Atestado falso. O resultado da auditoria, elaborado após a EBC ser ouvida, aponta que a Tecnet falsificou um atestado para comprovar que atendia aos requisitos da concorrência. “A declaração apresentada pela empresa Tecnet acerca do integral atendimento de seu sistema aos requisitos especificados no termo de referência do Pregão 85/2009 é falsa”, diz o relatório. “Esse fato é de extrema gravidade”, ressalta trecho do documento.
A investigação do tribunal afirma ainda que “a empresa Tecnet Comércio e Serviços Ltda. não possui nos dias atuais, tampouco possuía à época da licitação, o sistema de gestão de ativos digitais em consonância com as especificações do instrumento convocatório”. E continua: “A Empresa Brasil de Comunicação S.A. aceitou sistema de gestão de ativos digitais em desconformidade com os requisitos especificados no termo de referência do Pregão 85/2009, potencialmente lesando direitos de terceiros”.
Segundo o relatório, não há, nos autos, “quaisquer documentos evidenciando a conferência dos requisitos exigidos”.
Negação. Na época da publicação da reportagem do Estado, Franklin Martins defendeu os procedimentos da EBC e negou influência do filho Cláudio Martins, funcionário da Tecnet há mais de dois anos, na contratação. “Não houve qualquer irregularidade na licitação, que foi conduzida com transparência e obedeceu a todas as normas legais”, disse. E-mails internos mostram que Franklin pediu “prioridade zero” para o caso.
A auditoria do TCU destaca essa rapidez por parte da EBC, que realizou o pregão, às pressas, no dia 30 de dezembro de 2009. O relatório afirma que a contratação da Tecnet, fechada no dia seguinte, “prescindiu de planejamento prévio adequado, não se encontrando em seus autos estudos técnicos preliminares, cuja elaboração é mandatória” segundo a Lei 8.666/93 (de licitações).
Os auditores contestam atestado de capacidade técnica da Tecnet fornecido pela Rede TV!. O TCU lembra que o sócio majoritário da emissora, Amilcare Dallevo Júnior, é também dono da Tecnet. “Esse vínculo, o qual dificilmente passaria despercebido em uma empresa de comunicação, por si só, põe sob suspeita o atestado de capacidade técnica emitido pela empresa Rede TV!”, destaca a auditoria. A Tecnet é fornecedora da RedeTV!.
Preço. A análise do TCU derruba ainda um dos argumentos da EBC de que a Tecnet venceu porque ofereceu o menor preço, de R$ 6,2 milhões, bem abaixo dos R$ 16 milhões estimados pelo governo. Segundo o tribunal, não costuma existir, numa licitação, uma diferença tão grande entre valores estimado e finalizado.

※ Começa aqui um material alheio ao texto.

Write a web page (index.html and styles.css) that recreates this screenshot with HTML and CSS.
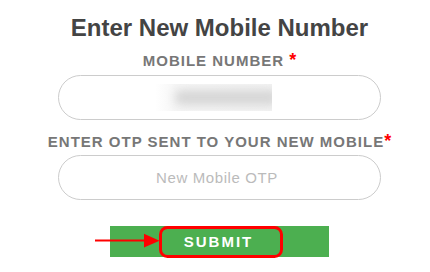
FILE: index.html
```html
<!DOCTYPE html>
<html lang="en">
<head>
<meta charset="utf-8">
<title>Enter New Mobile Number</title>
<link rel="stylesheet" href="styles.css">
</head>
<body>
<div class="page">
  <h1 class="title">Enter New Mobile Number</h1>

  <label class="label label-first">MOBILE NUMBER <span class="req">*</span></label>
  <div class="field">
    <span class="masked"><span class="masked-blob"></span></span>
  </div>

  <label class="label label-second">ENTER OTP SENT TO YOUR NEW MOBILE<span class="req">*</span></label>
  <div class="field">
    <input class="field-input" type="text" placeholder="New Mobile OTP">
  </div>

  <div class="submit-row">
    <button class="submit" type="button">SUBMIT</button>
    <svg class="annotation" width="190" height="36" viewBox="0 0 190 36" aria-hidden="true">
      <line x1="0" y1="16.5" x2="51" y2="16.5" stroke="#ff0000" stroke-width="2.2"/>
      <polygon points="49,9.8 49,23.6 64.5,16.7" fill="#ff0000"/>
      <rect x="65.5" y="3.5" width="121" height="29" rx="7" ry="7" fill="none" stroke="#ff0000" stroke-width="3"/>
    </svg>
  </div>
</div>
</body>
</html>
```

FILE: styles.css
```css
html, body {
  margin: 0;
  padding: 0;
  background: #ffffff;
}

body {
  font-family: "Liberation Sans", Arial, sans-serif;
  width: 430px;
  height: 272px;
  overflow: hidden;
}

.page {
  padding-left: 9px;
  display: flex;
  flex-direction: column;
  align-items: center;
  text-align: center;
}

.title {
  margin: 14px 0 0;
  font-size: 24px;
  line-height: 28px;
  font-weight: bold;
  color: #444444;
}

.label {
  display: block;
  font-size: 15px;
  line-height: 17px;
  height: 17px;
  font-weight: bold;
  letter-spacing: 1px;
  color: #777777;
  white-space: nowrap;
}

.label-first {
  margin-top: 10px;
}

.label-second {
  margin-top: 13px;
}

.req {
  color: #ff0000;
  font-size: 18px;
  line-height: 17px;
  letter-spacing: 0;
}

.field {
  box-sizing: border-box;
  width: 323px;
  height: 45px;
  margin-top: 6px;
  border: 1px solid #cccccc;
  border-radius: 23px;
  background: #ffffff;
  display: flex;
  align-items: center;
  justify-content: center;
  overflow: hidden;
}

.label-second + .field {
  margin-top: 5px;
}

.masked {
  position: relative;
  display: block;
  width: 117px;
  height: 27px;
  margin-right: 12px;
  overflow: hidden;
  background: linear-gradient(to right, #ffffff 0%, #f6f6f6 18%, #f3f3f3 100%);
}

.masked-blob {
  position: absolute;
  left: 20px;
  right: -6px;
  top: 6px;
  bottom: 6px;
  border-radius: 6px;
  background: #d6d6d6;
  filter: blur(5px);
}

.field-input {
  width: 100%;
  height: 100%;
  border: 0;
  outline: none;
  background: transparent;
  padding: 0 5px 0 0;
  font-family: "Liberation Sans", Arial, sans-serif;
  font-size: 15px;
  letter-spacing: 0.6px;
  text-align: center;
  color: #555555;
}

.field-input::placeholder {
  color: #bbbbbb;
  opacity: 1;
}

.submit-row {
  position: relative;
  margin-top: 26px;
  width: 219px;
  height: 31px;
}

.submit {
  display: block;
  width: 100%;
  height: 100%;
  border: 0;
  padding: 0 2px 0 0;
  margin: 0;
  background: #4caf50;
  color: #ffffff;
  font-family: "Liberation Sans", Arial, sans-serif;
  font-size: 15px;
  font-weight: bold;
  letter-spacing: 2px;
}

.annotation {
  position: absolute;
  left: -15px;
  top: -2px;
  overflow: visible;
}
```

Para os técnicos, a proposta da Tecnet é inviável ou a EBC errou na estimativa: “O valor ofertado pela empresa vencedora é indício da existência de uma de duas situações: proposta inexequível ou estimativa de preços incorreta”. “Pode-se concluir que a estimativa de preço elaborada pela EBC encontrava-se com valor acima do preço realmente praticado no mercado”, enfatizam técnicos do TCU.
Os auditores também encontraram pagamentos indevidos à Tecnet. “A empresa Tecnet Comércio e Serviços Ltda. tem realizado serviços não previstos no âmbito do contrato.” Os valores repassados pela EBC à empresa estão, alerta a auditoria, “em desarmonia com o preconizado” na Lei de Licitações. O contrato da Tecnet já foi prorrogado duas vezes e, agora, está com vigência até o próximo dia 31.
PARA LEMBRAR
TV estatal foi prioridade do governo Lula
A Empresa Brasil de Comunicação (EBC) foi criada em outubro de 2007 como um grande projeto do então presidente Luiz Inácio Lula da Silva para criar uma TV Pública. Surgiu assim a TV Brasil.
Ministro da Comunicação Social à época, Franklin Martins comandou o setor até o fim do governo Lula, quando deixou o cargo. A EBC é presidida pela jornalista Tereza Cruvinel. Ex-diretora da empresa, Helena Chagas assumiu o ministério no lugar de Franklin no governo da presidente Dilma Rousseff.
A EBC tem planos de crescimento também no exterior. No ano passado, foi lançada, inclusive, a TV Brasil Internacional, um canal para os brasileiros que vivem fora do País, com operações iniciais em países africanos.